Your Experience: The Effects of Unregulated Social Media

Social media allows information to spread at lightning-speed. The internet has granted us an ocean of entertainment, news, language courses, parenting advice, exercise routines, support groups and recipes that less than thirty years ago, no one would see outside big, expensive cities. Everyone has access to everything all the time, censorship laws notwithstanding. This has given people in remote areas a chance to advance their education and careers, push for social movements, and find support for difficult life experiences.

We also know the dark side of the internet. The one that radicalizes disgruntled, young outcasts and pushes them to kill in the name of some political or religious ideology. The internet that instructs teenagers how to commit suicide. The internet that traffics humans, sells assault weapons and gang-controlled narcotics. The internet that spreads baseless conspiracy theories such as QAnon and Pizzagate. The internet is whatever you want it to be — boring, celebratory, friendly, nonsensical, hateful, beautiful, sinister. A resource that is only as good as its users.

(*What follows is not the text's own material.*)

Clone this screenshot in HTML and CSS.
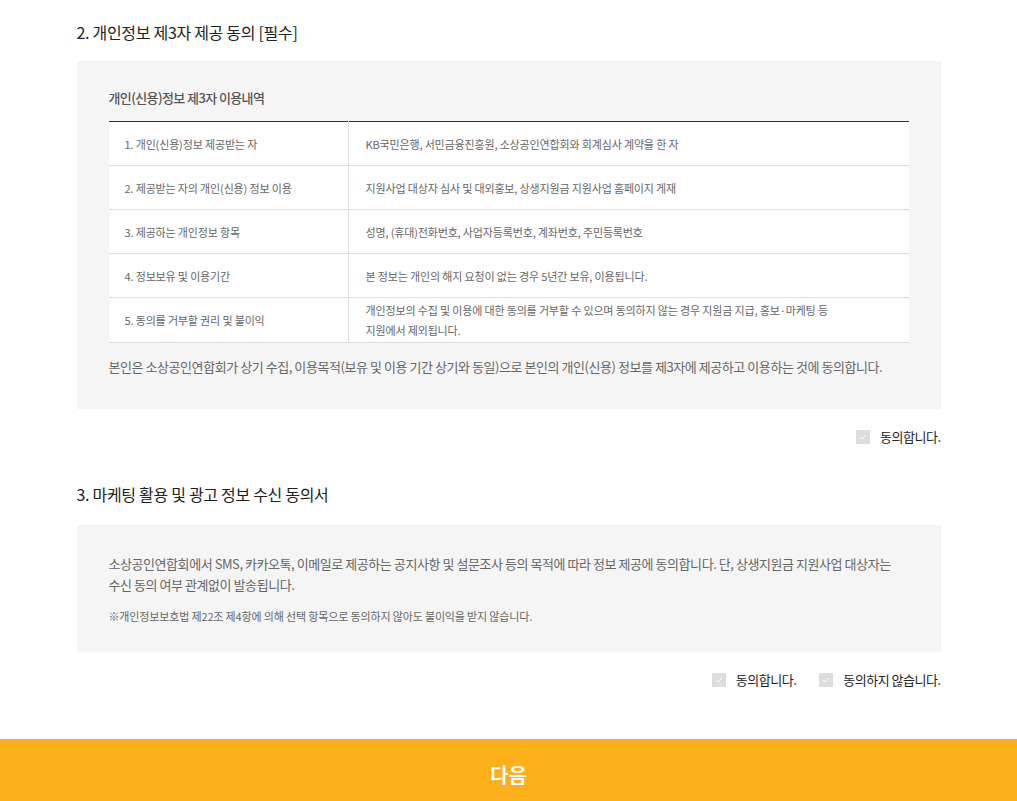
FILE: index.html
```html
<html>
<head>
<meta charset="utf-8">
<link rel="stylesheet" href="styles.css">
</head>
<body>
<div id="wrapper">

  <div class="section">
    <h3 class="sec_title">2. 개인정보 제3자 제공 동의 [필수]</h3>
    <div class="agree_box">
      <p class="box_title">개인(신용)정보 제3자 이용내역</p>
      <table class="info_table">
        <tr>
          <th>1. 개인(신용)정보 제공받는 자</th>
          <td>KB국민은행, 서민금융진흥원, 소상공인연합회와 회계심사 계약을 한 자</td>
        </tr>
        <tr>
          <th>2. 제공받는 자의 개인(신용) 정보 이용</th>
          <td>지원사업 대상자 심사 및 대외홍보, 상생지원금 지원사업 홈페이지 게재</td>
        </tr>
        <tr>
          <th>3. 제공하는 개인정보 항목</th>
          <td>성명, (휴대)전화번호, 사업자등록번호, 계좌번호, 주민등록번호</td>
        </tr>
        <tr>
          <th>4. 정보보유 및 이용기간</th>
          <td>본 정보는 개인의 해지 요청이 없는 경우 5년간 보유, 이용됩니다.</td>
        </tr>
        <tr class="two_line">
          <th>5. 동의를 거부할 권리 및 불이익</th>
          <td>개인정보의 수집 및 이용에 대한 동의를 거부할 수 있으며 동의하지 않는 경우 지원금 지급, 홍보·마케팅 등<br>지원에서 제외됩니다.</td>
        </tr>
      </table>
      <p class="box_text">본인은 소상공인연합회가 상기 수집, 이용목적(보유 및 이용 기간 상기와 동일)으로 본인의 개인(신용) 정보를 제3자에 제공하고 이용하는 것에 동의합니다.</p>
    </div>
    <div class="check_row">
      <label class="chk"><span class="chk_box"><svg width="8" height="6" viewBox="0 0 8 6"><path d="M1 3 L3 5 L7 1" fill="none" stroke="#fff" stroke-width="1"/></svg></span>동의합니다.</label>
    </div>
  </div>

  <div class="section sec3">
    <h3 class="sec_title">3. 마케팅 활용 및 광고 정보 수신 동의서</h3>
    <div class="agree_box box2">
      <p class="box_text">소상공인연합회에서 SMS, 카카오톡, 이메일로 제공하는 공지사항 및 설문조사 등의 목적에 따라 정보 제공에 동의합니다. 단, 상생지원금 지원사업 대상자는<br>수신 동의 여부 관계없이 발송됩니다.</p>
      <p class="box_note">※개인정보보호법 제22조 제4항에 의해 선택 항목으로 동의하지 않아도 불이익을 받지 않습니다.</p>
    </div>
    <div class="check_row">
      <label class="chk"><span class="chk_box"><svg width="8" height="6" viewBox="0 0 8 6"><path d="M1 3 L3 5 L7 1" fill="none" stroke="#fff" stroke-width="1"/></svg></span>동의합니다.</label>
      <label class="chk"><span class="chk_box"><svg width="8" height="6" viewBox="0 0 8 6"><path d="M1 3 L3 5 L7 1" fill="none" stroke="#fff" stroke-width="1"/></svg></span>동의하지 않습니다.</label>
    </div>
  </div>

</div>
<div class="next_btn">다음</div>
</body>
</html>
```

FILE: styles.css
```css
body
{
  margin:0;
  padding:0;
  background-color:#fff;
  font-family:"Noto Sans CJK KR", sans-serif;
  color:#222;
}
#wrapper
{
  width:864px;
  margin:0 auto;
  padding-top:20px;
}
.sec_title
{
  margin:0;
  font-size:16px;
  font-weight:400;
  line-height:24px;
  letter-spacing:-0.3px;
  color:#222;
}
.sec3
{
  margin-top:35px;
}
.agree_box
{
  margin-top:17px;
  background-color:#f5f5f5;
  padding:26px 32px 32px 32px;
}
.box_title
{
  margin:0 0 12px 0;
  font-size:13px;
  font-weight:500;
  line-height:22px;
  letter-spacing:-0.6px;
  color:#555;
}
.info_table
{
  width:800px;
  border-collapse:collapse;
  background-color:#fff;
  border-top:1px solid #333;
}
.info_table th,
.info_table td
{
  height:44px;
  padding:0 16px;
  border-bottom:1px solid #ddd;
  font-size:11px;
  font-weight:400;
  text-align:left;
  letter-spacing:-0.15px;
  color:#666;
  line-height:20px;
}
.info_table th
{
  width:207px;
  border-right:1px solid #ddd;
}
.info_table td
{
  padding-left:17px;
}
.two_line td
{
  height:45px;
}
.box_text
{
  margin:13px 0 0 0;
  font-size:13px;
  line-height:21px;
  letter-spacing:-0.44px;
  color:#666;
}
.box2
{
  margin-top:19px;
  padding-top:28px;
  padding-bottom:26px;
}
.box2 .box_text
{
  margin-top:0;
}
.box_note
{
  margin:11px 0 0 0;
  font-size:11px;
  line-height:20px;
  letter-spacing:-0.15px;
  color:#666;
}
.check_row
{
  display:flex;
  justify-content:flex-end;
  gap:23px;
  margin-top:18px;
}
.chk
{
  display:flex;
  align-items:center;
  gap:10px;
  font-size:13px;
  line-height:20px;
  letter-spacing:-0.5px;
  color:#222;
}
.chk_box
{
  width:14px;
  height:14px;
  background-color:#ddd;
  display:flex;
  align-items:center;
  justify-content:center;
}
.next_btn
{
  margin-top:49px;
  height:72px;
  line-height:72px;
  background-color:#fdb01a;
  color:#fff;
  text-align:center;
  font-size:20px;
  font-weight:700;
}
```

In the mid-twentieth century, media was a shared experience. With only a handle of channels and newspapers, people gained their information from a handful of sources. The U.S. Federal Communications Commission required all public broadcasters to prevent both sides of any controversial issue. That rule was eliminated in 1987. This introduced a new era of news as entertainment and deepened the American political divide. With unregulated journalism, conditions were ripe for the rapid spread of misinformation.

Now, in the age of smart phones, media is your experience. Anything you want to read, see, or learn is a few taps away. Every bit of curiosity may be satisfied instantly. If you want articles confirming anything that comes to mind, you will find them. No fact-checking, no verification, no responsibility. Each search will influence your social media algorithm: YouTube will continue to offer similar videos, sending curious, vulnerable people down anti-intellectual rabbit holes.

At the dawn of the millennium, the internet was the great equalizer. Now, it has become the great divider. We are locking ourselves inside echo chambers, and the results are dangerous. Totally baseless conspiracy theories, once relegated to a tiny sliver of society, are now reaching millions. The Pizzgate theory began gaining traction in 2016. That year, Edgar Maddison Welch stormed into Comet Ping Pong, a pizza joint in Washington D.C. rumoured to be operating a Satanic sex trafficking ring. With his AR-15, Welch fired three shots that luckily harmed no one. It’s easy to write off these individuals as extremists, yet I have friends with university degrees that believe these theories. They are otherwise bright, levelheaded people that have been manipulated by unrestrained social media.

This issue isn’t going to solve itself. The peddling of patently false information with zero scientific basis is influencing elections and, in extreme cases, driving people to violence. Social media giants need to take responsibility for their content through fact-checking. Any major industry must work for the social welfare of its consumers. Cosmetic companies are regulated to keep carcinogens out of their products. Construction projects are regulated to protect the surrounding wildlife. It’s time to treat social media similarly.